American media's new pro-Israel bias: the same party line at the wrong time Evolving conversations on the ground demand probing questions on-air; So why does TV news look like a Netanyahu ad?

    Friday, August 01, 2014   No comments
Here are a few questions you won’t hear asked of the parade of Israeli officials crossing US television screens during the current crisis in Gaza:
  • What would you do if a foreign country was occupying your land?
  • What does it mean that Israeli cabinet ministers deny Palestine’s right to exist?
  • What should we make of a prime minister, Binyamin Netanyahu, who as opposition leader in the 1990s addressed a rally under a banner reading “Death to Arafat” a year after the Palestinian leader signed a peace accord with Israel?
These are contentious questions, to be sure, and with complicated answers. But they are relevant to understanding of the Israeli-Palestinian conflict today. They also parallel the issues routinely raised by American journalists with Palestinian officials, pressing to consider how the US would react if it were under rocket fire from Mexico, to explain why Hamas won’t recognise Israel and to repudiate Palestinian anti-Semitism.
But it’s a feature of much mainstream journalism in the US, not just an issue of coverage during the last three weeks of the Gaza crisis, that while one set of questions gets asked all the time, the other is heard hardly at all.
In years of reporting from and about Israel, I’ve followed the frequently robust debate in its press about whether Netanyahu really wants a peace deal, about the growing power of right-wing members inside the Israeli cabinet opposed to a Palestinian state, about the creeping air of permanence to the occupation.

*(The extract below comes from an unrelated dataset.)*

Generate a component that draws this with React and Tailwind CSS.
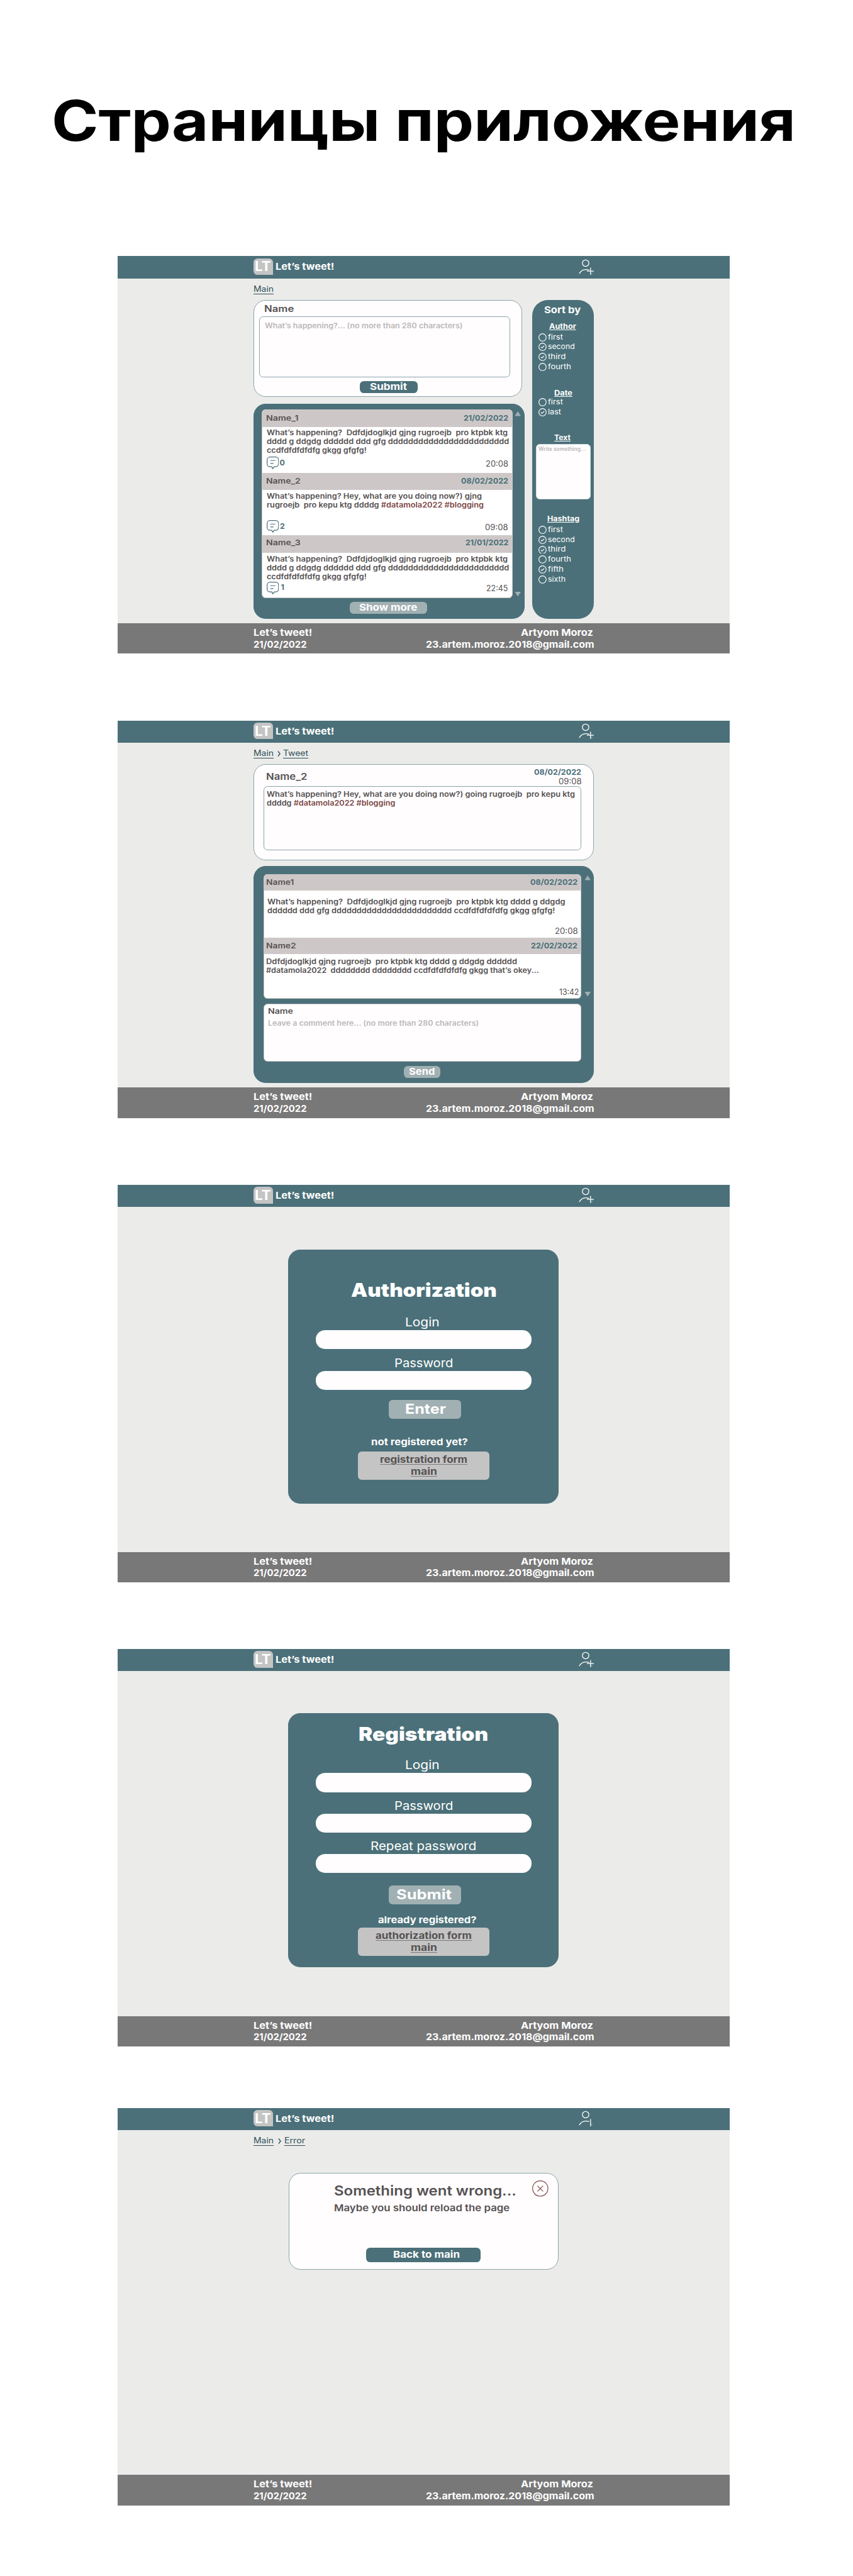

So it has been all the more striking to discover a far narrower discourse in Washington and the notoriously pro-Israel mainstream media in the US at a time when difficult questions are more important than ever. John Kerry, the US secretary of state, and a crop of foreign leaders have ratcheted up warnings that the door for the two-state solution is closing, in no small part because of Israel’s actions. But still the difficult questions go unasked.
Take Netanyahu’s appearance on CBS’s Face the Nation on Sunday. The host, Bob Schieffer, permitted the Israeli leader to make a lengthy case for the his military’s ground attack, guiding him along with one sympathetic question after another. Finally, after describing Netanyahu’s position as “very understandable”, Schieffer asked about dead Palestinian civilians – but only to wonder if they presented a public relations problem in “the battle for world opinion”.